A question bridging math and computer science, I have on the order of 10000 vectors each of a equal but high dimension, say 6 or 7 dimensions. I want to find a given number of 'unique' vectors in the set, the number generally equal to the dimension of the vectors. In math terms I believe I want to find a subset of vectors that has the biggest angle from its neighbours in that sub set. Vector length is also a factor, i.e. a unique but nearly zero length vector is less preferred than one less unique in angle but has a finite length.
An example:
1: [1 2 4 1 5]
2: [1 1 2 1 3]
3: [1 2 4 1 4]
...
9999: [2 1 1 2 2]
10000: [4 5 4 2 1]
vectors 1 and 3 are quite similar, 2 less so, 10000 is most different. I think the dot product and higher order 'angle' is the best measure of uniqueness, though there may be better.
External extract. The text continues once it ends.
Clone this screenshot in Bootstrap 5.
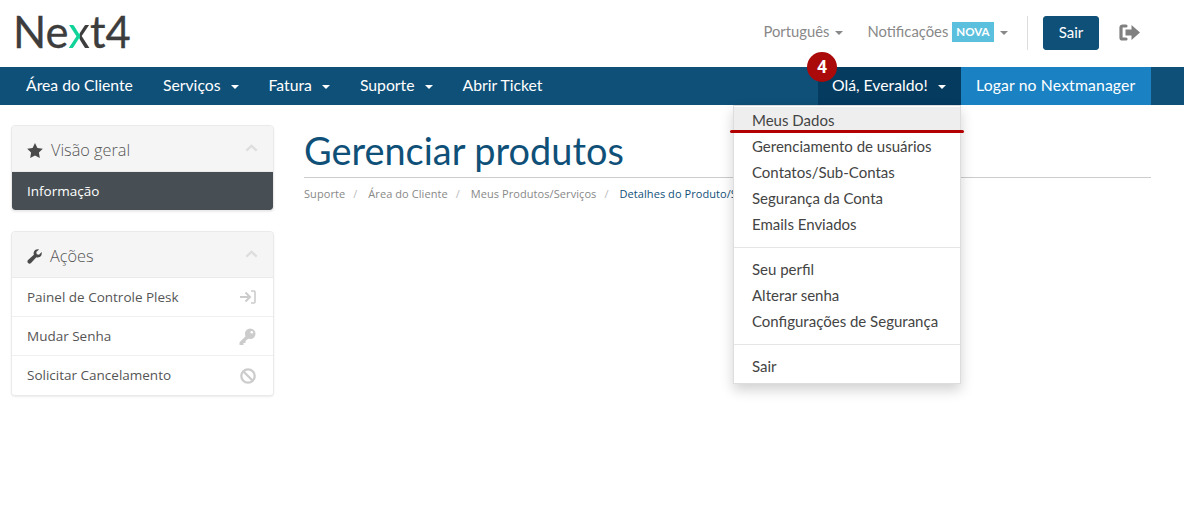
<!DOCTYPE html>
<html lang="pt">
<head>
<meta charset="utf-8">
<title>Gerenciar produtos</title>
<link rel="stylesheet" href="https://cdn.jsdelivr.net/npm/bootstrap@5.3.0/dist/css/bootstrap.min.css">
<style>
html,body{height:100%}
body{font-family:"Lato","Liberation Sans",sans-serif;background:#fff;overflow:hidden}
.top-head{height:67px;padding:0 44px 2px 13px}
.brand-mark{font-family:"Lato",sans-serif;font-size:43.5px;line-height:1;color:#3d3d3d;text-decoration:none;margin-top:-2px;-webkit-text-stroke:.3px #3d3d3d}
.brand-x{background:linear-gradient(90deg,#10d39a 55%,#3d3d3d 55%);-webkit-background-clip:text;background-clip:text;color:transparent;-webkit-text-stroke:0}
.head-link{color:#888;font-size:14.8px;text-decoration:none;margin-bottom:2px}
.head-link.dropdown-toggle::after{border-top-width:4px;border-left-width:4px;border-right-width:4px;margin-left:6px;vertical-align:2px}
.bar-link.dropdown-toggle::after{border-top-width:4px;border-left-width:4px;border-right-width:4px;margin-left:10px;vertical-align:2px}
.nova-tag{background:#5bc0de;color:#fff;font-weight:700;font-size:11.5px;padding:0 4.5px;line-height:20px;display:inline-block;vertical-align:1px;margin-left:3.5px}
.head-sep{width:1px;height:34px;background:#ddd;margin:0 15px 0 19px}
.exit-btn{--bs-btn-bg:#0f5078;--bs-btn-border-color:#0f5078;--bs-btn-color:#fff;--bs-btn-hover-bg:#0f5078;--bs-btn-hover-color:#fff;font-size:15px;width:56px;height:34px;padding:0;border-radius:3px}
.main-bar{background:#0f5078;height:38px;padding:0 33px 0 11px}
.bar-link{color:#fff;font-size:15.75px;line-height:36px;padding:0 15px;display:block;text-decoration:none;white-space:nowrap}
.bar-link:hover,.bar-link:focus{color:#fff}
.user-link{background:#053b5f;width:143px;height:38px;padding:0 14px}
.manager-link{background:#1a82c3;width:190px;padding:0 15px;letter-spacing:.14px}
.count-dot{position:absolute;left:-11px;top:-15px;width:30px;height:30px;border-radius:50%;background:#ab0a0a;color:#fff;font:700 17px/30px "Open Sans",sans-serif;text-align:center;z-index:5}
.user-menu{position:absolute;top:100%;right:190px;width:228px;height:279px;margin:0;padding:1px 0 0;border:1px solid #ddd;border-radius:0;box-shadow:0 6px 12px rgba(0,0,0,.18);display:block;--bs-dropdown-min-width:0;z-index:4}
.user-menu .dropdown-item{font-size:15px;line-height:26px;padding:0 18px;color:#444}
.user-menu .dropdown-item.is-on{background:#eee}
.user-menu .dropdown-divider{margin:10px 0 8px;border-color:#e5e5e5;opacity:1}
.red-mark{position:absolute;left:-4px;top:23px;width:234px;height:3px;border-radius:2px;background:#b30000;z-index:6}
.page-body{padding:20px 33px 0 11px;gap:30px}
.side-col{width:263px;flex:none}
.side-card{--bs-card-border-color:#eaeaea;--bs-card-border-radius:4px;--bs-card-inner-border-radius:3px;box-shadow:0 1px 2px rgba(0,0,0,.08);margin-bottom:20px;font-family:"Open Sans",sans-serif}
.side-head{background:#f5f5f5;height:45px;padding:4px 15px 0;font-size:16.3px;font-weight:300;color:#555;border:0;display:flex;align-items:center}
.side-head svg.lead-ico{margin-right:8px}
.side-head svg.fold-ico{margin-left:auto;margin-bottom:6px}
.side-card .list-group-item{font-size:13.5px;height:39px;padding:0 17px 0 15px;color:#555;display:flex;align-items:center;justify-content:space-between;border-color:#f0f0f0}
.side-card .list-group-item.is-cur{background:#474f54;color:#fff;height:38px;font-weight:500;border:0}
.main-col{flex:1;min-width:0;overflow:hidden}
.page-title{font-family:"Lato",sans-serif;font-size:37.9px;line-height:51px;font-weight:400;color:#0f5078;margin:0;border-bottom:1px solid #ccc;height:53px}
.crumbs{--bs-breadcrumb-font-size:11px;--bs-breadcrumb-margin-bottom:0;--bs-breadcrumb-divider-color:#bbb;font-family:"Open Sans",sans-serif;margin-top:8px;flex-wrap:nowrap;white-space:nowrap;letter-spacing:.07px}
.crumbs a{color:#888;text-decoration:none}
.crumbs .active{color:#0f5078}
.crumbs .breadcrumb-item+.breadcrumb-item{padding-left:8px}
.crumbs .breadcrumb-item+.breadcrumb-item::before{padding-right:11px;color:#bbb}
</style>
</head>
<body>
<header class="top-head d-flex align-items-center justify-content-between">
  <a class="brand-mark" href="#">Ne<span class="brand-x">x</span>t4</a>
  <div class="d-flex align-items-center">
    <a class="head-link dropdown-toggle" href="#">Português</a>
    <a class="head-link dropdown-toggle ms-4" href="#">Notificações<span class="nova-tag">NOVA</span></a>
    <span class="head-sep"></span>
    <a class="btn exit-btn d-flex align-items-center justify-content-center" href="#">Sair</a>
    <svg class="ms-3 ps-1" width="25" height="17" viewBox="0 0 21 17" aria-hidden="true"><path d="M7 2H3.600A1.600 1.600 0 0 0 2 3.600v9.800A1.600 1.600 0 0 0 3.600 15H7" fill="none" stroke="#808080" stroke-width="3.200" stroke-linecap="round"/><path d="M6.500 5.500h6V1L21 8.500 12.500 16v-4.500h-6z" fill="#808080"/></svg>
  </div>
</header>
<nav class="main-bar d-flex justify-content-between">
  <div class="d-flex">
    <a class="bar-link" href="#">Área do Cliente</a>
    <a class="bar-link dropdown-toggle" href="#">Serviços</a>
    <a class="bar-link dropdown-toggle" href="#">Fatura</a>
    <a class="bar-link dropdown-toggle" href="#">Suporte</a>
    <a class="bar-link" href="#">Abrir Ticket</a>
  </div>
  <div class="d-flex position-relative">
    <div class="position-relative">
      <span class="count-dot">4</span>
      <a class="bar-link user-link dropdown-toggle" href="#">Olá, Everaldo!</a>
    </div>
    <a class="bar-link manager-link" href="#">Logar no Nextmanager</a>
    <ul class="dropdown-menu user-menu">
      <li class="position-relative"><span class="red-mark"></span><a class="dropdown-item is-on" href="#">Meus Dados</a></li>
      <li><a class="dropdown-item" href="#">Gerenciamento de usuários</a></li>
      <li><a class="dropdown-item" href="#">Contatos/Sub-Contas</a></li>
      <li><a class="dropdown-item" href="#">Segurança da Conta</a></li>
      <li><a class="dropdown-item" href="#">Emails Enviados</a></li>
      <li><hr class="dropdown-divider"></li>
      <li><a class="dropdown-item" href="#">Seu perfil</a></li>
      <li><a class="dropdown-item" href="#">Alterar senha</a></li>
      <li><a class="dropdown-item" href="#">Configurações de Segurança</a></li>
      <li><hr class="dropdown-divider"></li>
      <li><a class="dropdown-item" href="#">Sair</a></li>
    </ul>
  </div>
</nav>
<div class="page-body d-flex">
  <aside class="side-col">
    <div class="card side-card overflow-hidden">
      <div class="side-head">
        <svg class="lead-ico" width="16" height="15" viewBox="0 0 24 23" aria-hidden="true"><path d="M12 0l3.700 7.600 8.300 1.200-6 5.900 1.400 8.300L12 19l-7.400 4 1.400-8.300-6-5.900 8.300-1.200z" fill="#4a4a4a"/></svg>
        <span>Visão geral</span>
        <svg class="fold-ico" width="13" height="8" viewBox="0 0 15 9" aria-hidden="true"><path d="M1.500 7.500l6-5.500 6 5.500" fill="none" stroke="#dedede" stroke-width="2.800"/></svg>
      </div>
      <div class="list-group list-group-flush">
        <a class="list-group-item is-cur" href="#">Informação</a>
      </div>
    </div>
    <div class="card side-card overflow-hidden">
      <div class="side-head">
        <svg class="lead-ico" width="15" height="15" viewBox="0 0 16 16" aria-hidden="true"><path d="M15.600 3.300c.500 2.300-.300 4.300-2.100 5.200-1.200.600-2.500.600-3.500.200L4.300 15c-.900.900-2.300.900-3.200 0s-.9-2.300 0-3.200L7.300 6C6.900 4.900 7 3.600 7.600 2.500 8.500.8 10.500-.1 12.800.4L9.900 3.300l.5 2.400 2.400.5z" fill="#4a4a4a"/></svg>
        <span>Ações</span>
        <svg class="fold-ico" width="13" height="8" viewBox="0 0 15 9" aria-hidden="true"><path d="M1.500 7.500l6-5.500 6 5.500" fill="none" stroke="#dedede" stroke-width="2.800"/></svg>
      </div>
      <div class="list-group list-group-flush">
        <a class="list-group-item" href="#">Painel de Controle Plesk
          <svg width="17" height="14" viewBox="0 0 17 14" aria-hidden="true"><path d="M1 7h9M6.500 2.500L11 7l-4.500 4.500" fill="none" stroke="#ccc" stroke-width="2"/><path d="M12 1h3a1 1 0 0 1 1 1v10a1 1 0 0 1-1 1h-3" fill="none" stroke="#ccc" stroke-width="1.600"/></svg>
        </a>
        <a class="list-group-item" href="#">Mudar Senha
          <svg width="17" height="17" viewBox="0 0 17 17" aria-hidden="true"><circle cx="11.200" cy="5.800" r="5.300" fill="#ccc"/><circle cx="12.800" cy="4.200" r="1.300" fill="#fff"/><path d="M8 7L.5 14.200V17h4v-2h2v-2l3.500-3z" fill="#ccc"/></svg>
        </a>
        <a class="list-group-item" href="#">Solicitar Cancelamento
          <svg width="16" height="16" viewBox="0 0 16 16" aria-hidden="true"><circle cx="8" cy="8" r="6.700" fill="none" stroke="#ccc" stroke-width="2.300"/><path d="M3.300 3.300l9.400 9.400" stroke="#ccc" stroke-width="2.300"/></svg>
        </a>
      </div>
    </div>
  </aside>
  <main class="main-col">
    <h1 class="page-title">Gerenciar produtos</h1>
    <ol class="breadcrumb crumbs">
      <li class="breadcrumb-item"><a href="#">Suporte</a></li>
      <li class="breadcrumb-item"><a href="#">Área do Cliente</a></li>
      <li class="breadcrumb-item"><a href="#">Meus Produtos/Serviços</a></li>
      <li class="breadcrumb-item active">Detalhes do Produto/Serviço</li>
    </ol>
  </main>
</div>
<script src="https://cdn.jsdelivr.net/npm/bootstrap@5.3.0/dist/js/bootstrap.bundle.min.js"></script>
</body>
</html>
Visually, collapsing the dimension down to 2, the vectors below in black represent the full set, the vectors in red are the subset of seven most unique.
Concept update: 03/05/2018
I have recently stumbled upon the concept of the Latin hypercube, and the higher dimensional mathematics behind it that attempt to find an even spread of higher-dimensional vectors. I don't know exactly how this could be applied, but it has been the closest concept so far. Can anyone see how it might be applicable to the problem?